5. Expand your parrot's palate. It is crucial to keep your parrot nourished with a variety of foods. Parrots in the wild feed on a range of fruits and vegetables, as well as nuts and seeds. It is very easy for parrot boredom to result from a ho-hum diet that is predictable and devoid of variety. Not only does your parrot need different foods to keep from getting bored, they need to be well-nourished to live a healthy and enjoyable life. There are tons of tasty treats you can whip up for your parrot:

  • Bean Salad Ball. Combine bean soup mix with vegetables and grains, such as millet, to create a yummy ball of food.
  • Banana Jerky.

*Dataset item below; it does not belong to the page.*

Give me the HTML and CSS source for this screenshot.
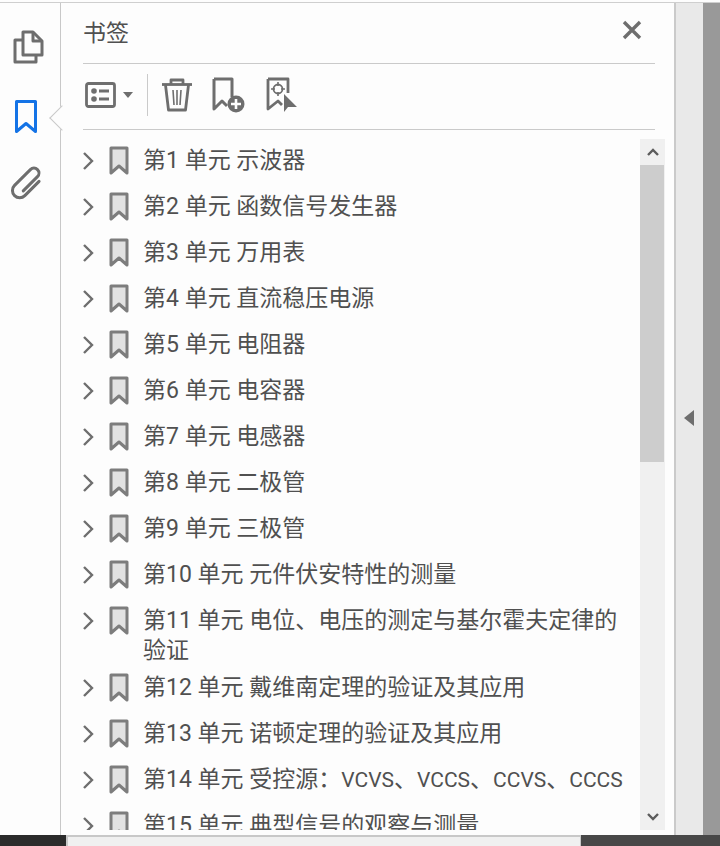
FILE: index.html
```html
<!DOCTYPE html>
<html lang="zh-CN">
<head>
    <meta charset="UTF-8">
    <title>书签</title>
    <link rel="stylesheet" href="styles.css">
</head>
<body>
<div class="window">
    <nav class="rail">
        <button class="rail-btn">
            <svg width="32" height="34" viewBox="0 0 32 34" fill="none" stroke="#6e6e6e" stroke-width="3" stroke-linejoin="round">
                <path d="M10 2h10l9 9v14H10z"/>
                <path d="M20 2v9h9"/>
                <path d="M10 10H2v22h21v-7"/>
            </svg>
        </button>
        <button class="rail-btn rail-active">
            <svg width="24" height="36" viewBox="0 0 24 36" fill="none" stroke="#1473e6" stroke-width="3" stroke-linejoin="round">
                <path d="M2.500 2.500h19v30l-9.500-8-9.500 8z"/>
            </svg>
        </button>
        <button class="rail-btn rail-clip">
            <svg width="38" height="38" viewBox="0 0 34 34" fill="none" stroke="#6e6e6e" stroke-width="2.700" stroke-linecap="round">
                <path transform="rotate(45 17 17)" d="M23 9V27a6.500 6.500 0 0 1-13 0V7a4.500 4.500 0 0 1 9 0V25"/>
            </svg>
        </button>
    </nav>
    <main class="panel">
        <header class="panel-head">
            <h1>书签</h1>
            <svg class="close" width="20" height="20" viewBox="0 0 20 20" stroke="#6e6e6e" stroke-width="3.400">
                <path d="M2 2l16 16M18 2L2 18"/>
            </svg>
        </header>
        <div class="toolbar">
            <button class="tool tool-options">
                <svg width="31" height="26" viewBox="0 0 31 26" fill="none" stroke="#6e6e6e" stroke-width="2.800">
                    <rect x="1.500" y="1.500" width="28" height="23" rx="2"/>
                    <path d="M14 9h10M14 17h10"/>
                    <circle cx="9" cy="9" r="2.800" fill="#6e6e6e" stroke="none"/>
                    <circle cx="9" cy="17" r="2.800" fill="#6e6e6e" stroke="none"/>
                </svg>
                <svg width="12" height="6" viewBox="0 0 12 6"><path d="M1 0h10L6 6z" fill="#6e6e6e"/></svg>
            </button>
            <span class="tool-sep"></span>
            <button class="tool tool-trash">
                <svg width="32" height="34" viewBox="0 0 32 34" fill="none" stroke="#6e6e6e" stroke-width="2.800" stroke-linejoin="round">
                    <path d="M1 6.500h30"/>
                    <path d="M10 6V2h12v4"/>
                    <path d="M4.500 7l3 25h17l3-25"/>
                    <path d="M12 12l1 15M16 12v15M20 12l-1 15" stroke-width="1.600"/>
                </svg>
            </button>
            <button class="tool tool-add">
                <svg width="34" height="36" viewBox="0 0 34 36" fill="none" stroke="#6e6e6e" stroke-width="3" stroke-linejoin="round">
                    <path d="M2 2h18v18M2 2v30l8-8 5 5"/>
                    <circle cx="24" cy="27" r="8.500" fill="#6e6e6e" stroke="none"/>
                    <path d="M19 27h10M24 22v10" stroke="#fff" stroke-width="2.600"/>
                </svg>
            </button>
            <button class="tool tool-find">
                <svg width="32" height="36" viewBox="0 0 32 36" fill="none" stroke="#6e6e6e" stroke-width="2.800" stroke-linejoin="round">
                    <path d="M2 2h20v14M2 2v30l10-8 4 4"/>
                    <circle cx="12" cy="12" r="4.500" stroke-width="1.800"/>
                    <path d="M12 5v4M12 15v4M5 12h4M15 12h4" stroke-width="1.600"/>
                    <path d="M18 17v18l4-5h9z" fill="#6e6e6e" stroke="none"/>
                </svg>
            </button>
        </div>
        <div class="list-wrap">
            <ul class="list" id="list"></ul>
            <div class="scrollbar">
                <svg class="arrow" width="12" height="8" viewBox="0 0 12 8" fill="none" stroke="#5c5c5c" stroke-width="2.400"><path d="M1 7l5-5 5 5"/></svg>
                <div class="track"><div class="thumb"></div></div>
                <svg class="arrow" width="12" height="8" viewBox="0 0 12 8" fill="none" stroke="#5c5c5c" stroke-width="2.400"><path d="M1 1l5 5 5-5"/></svg>
            </div>
        </div>
    </main>
    <div class="gutter">
        <svg width="10" height="16" viewBox="0 0 10 16"><path d="M10 0v16L0 8z" fill="#6e6e6e"/></svg>
    </div>
    <div class="page-edge"></div>
</div>
<footer class="bottom">
    <div class="bottom-left"></div>
    <div class="hscroll"></div>
    <div class="bottom-right"></div>
</footer>

<script>
    const units = [
        '第1 单元 示波器',
        '第2 单元 函数信号发生器',
        '第3 单元 万用表',
        '第4 单元 直流稳压电源',
        '第5 单元 电阻器',
        '第6 单元 电容器',
        '第7 单元 电感器',
        '第8 单元 二极管',
        '第9 单元 三极管',
        '第10 单元 元件伏安特性的测量',
        '第11 单元 电位、电压的测定与基尔霍夫定律的验证',
        '第12 单元 戴维南定理的验证及其应用',
        '第13 单元 诺顿定理的验证及其应用',
        '第14 单元 受控源：<span class="caps">VCVS</span>、<span class="caps">VCCS</span>、<span class="caps">CCVS</span>、<span class="caps">CCCS</span>',
        '第15 单元 典型信号的观察与测量'
    ];
    const list = document.getElementById('list');
    units.forEach((name) => {
        const li = document.createElement('li');
        li.className = 'item';
        li.innerHTML = `
            <svg class="chevron" width="12" height="20" viewBox="0 0 12 20" fill="none" stroke="#6e6e6e" stroke-width="2.400"><path d="M2 2l8 8-8 8"/></svg>
            <svg class="mark" width="20" height="30" viewBox="0 0 20 30"><path d="M2 2h16v25l-8-7-8 7z" fill="#e2e2e2" stroke="#7d7d7d" stroke-width="3" stroke-linejoin="round"/></svg>
            <span class="item-text">${name}</span>`;
        list.appendChild(li);
    });
</script>
</body>
</html>
```
FILE: styles.css
```css
* {
    box-sizing: border-box;
    margin: 0;
    padding: 0;
}

html, body {
    height: 100%;
    overflow: hidden;
}

body {
    background: #fdfdfd;
    color: #505050;
    font-family: Roboto, "Noto Sans CJK SC", sans-serif;
    display: flex;
    flex-direction: column;
    padding-top: 2px;
}

button {
    background: none;
    border: none;
    display: flex;
    align-items: center;
}

.window {
    flex: 1;
    min-height: 0;
    display: flex;
    border-top: 1px solid #cfcfcf;
}

.rail {
    position: relative;
    width: 61px;
    flex: none;
    border-right: 1px solid #c8c8c8;
    display: flex;
    flex-direction: column;
    align-items: center;
    gap: 34px;
    padding: 26px 3px 0 0;
}

.rail-btn {
    height: 36px;
    justify-content: center;
}

.rail-clip {
    margin-top: -4px;
    margin-right: 2px;
}

/* little notch pointing at the active tab */
.rail-active {
    position: relative;
    margin-right: 5px;
}

.rail-active::after {
    content: "";
    position: absolute;
    left: 39px;
    top: 10px;
    width: 17px;
    height: 17px;
    background: #fdfdfd;
    border-left: 1px solid #c8c8c8;
    border-bottom: 1px solid #c8c8c8;
    transform: rotate(45deg);
}

.panel {
    flex: 1;
    min-width: 0;
    border-right: 2px solid #cacaca;
    display: flex;
    flex-direction: column;
    padding: 0 0 5px 22px;
}

.panel-head {
    display: flex;
    justify-content: space-between;
    align-items: center;
    height: 61px;
    width: 572px;
    border-bottom: 1px solid #cacaca;
    padding-right: 13px;
}

h1 {
    font-size: 23px;
    font-weight: 400;
    color: #505050;
    margin-top: -4px;
}

.close {
    margin-top: -7px;
}

.toolbar {
    display: flex;
    align-items: center;
    height: 66px;
    width: 572px;
    border-bottom: 1px solid #cacaca;
    padding: 0 0 3px 2px;
}

.tool {
    display: flex;
    align-items: center;
}

.tool-options {
    gap: 6px;
}

.tool-sep {
    width: 1px;
    height: 42px;
    background: #cacaca;
    margin: 0 13px;
}

.tool-add {
    margin-left: 19px;
}

.tool-find {
    margin-left: 20px;
}

.list-wrap {
    flex: 1;
    min-height: 0;
    display: flex;
    margin-top: 9px;
    padding-right: 9px;
}

.list {
    flex: 1;
    min-width: 0;
    list-style: none;
    overflow: hidden;
}

.item {
    display: flex;
    min-height: 46px;
    padding-top: 7px;
    font-size: 23px;
    line-height: 30px;
}

.chevron {
    flex: none;
    margin: 5px 0 0 -1px;
}

.mark {
    flex: none;
    margin: 0 0 0 15px;
}

.item-text {
    margin-left: 14px;
    width: 480px;
}

.caps {
    font-size: 21px;
}

.scrollbar {
    width: 25px;
    flex: none;
    background: #f0f0f0;
    display: flex;
    flex-direction: column;
    align-items: center;
}

.arrow {
    flex: none;
    margin: 9px 0;
}

.track {
    flex: 1;
    width: 100%;
}

.thumb {
    width: 24px;
    height: 297px;
    background: #cdcdcd;
}

.gutter {
    width: 27px;
    flex: none;
    background: #e9e9e9;
    display: flex;
    align-items: center;
    padding: 0 0 3px 8px;
}

.page-edge {
    width: 17px;
    flex: none;
    background: #999;
}

.bottom {
    height: 11px;
    flex: none;
    display: flex;
}

.bottom-left {
    width: 66px;
    background: #2b2b2b;
}

.hscroll {
    width: 515px;
    background: #f0f0f0;
    border-top: 2px solid #c8c8c8;
    border-left: 2px solid #c8c8c8;
    border-right: 1px solid #c8c8c8;
}

.bottom-right {
    flex: 1;
    background: #484848;
}
```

Make strips of banana-flavored jerky by mixing oats, banana, egg, flour, and orange juice together.
  • Popcorn Balls. Stir together peanut butter, popcorn, and dried fruits to create a delicious treat for your parrot.

In Case Parrot Boredom Strikes

Parrot owners who follow the above tips rarely have to report any parrot boredom, but if you notice that your bird is not behaving normally, or develops destructive patterns, such as feather-picking or shrieking, you may have to increase the frequency of stimulation. Be sure to take note of any triggers for your parrot's boredom and behavioral issues, and take action to prevent or eliminate those triggers. New tricks, toys, and food will usually remedy any issues, but in severe cases, have an avian veterinarian do a complete check-up of your parrot.


A healthy, happy, and sometimes hilarious relationship with your parrot is achievable and ideal among parrot owners. This article can help you provide the best quality life for your pet, as well as genuinely enjoy the companionship of a new friend.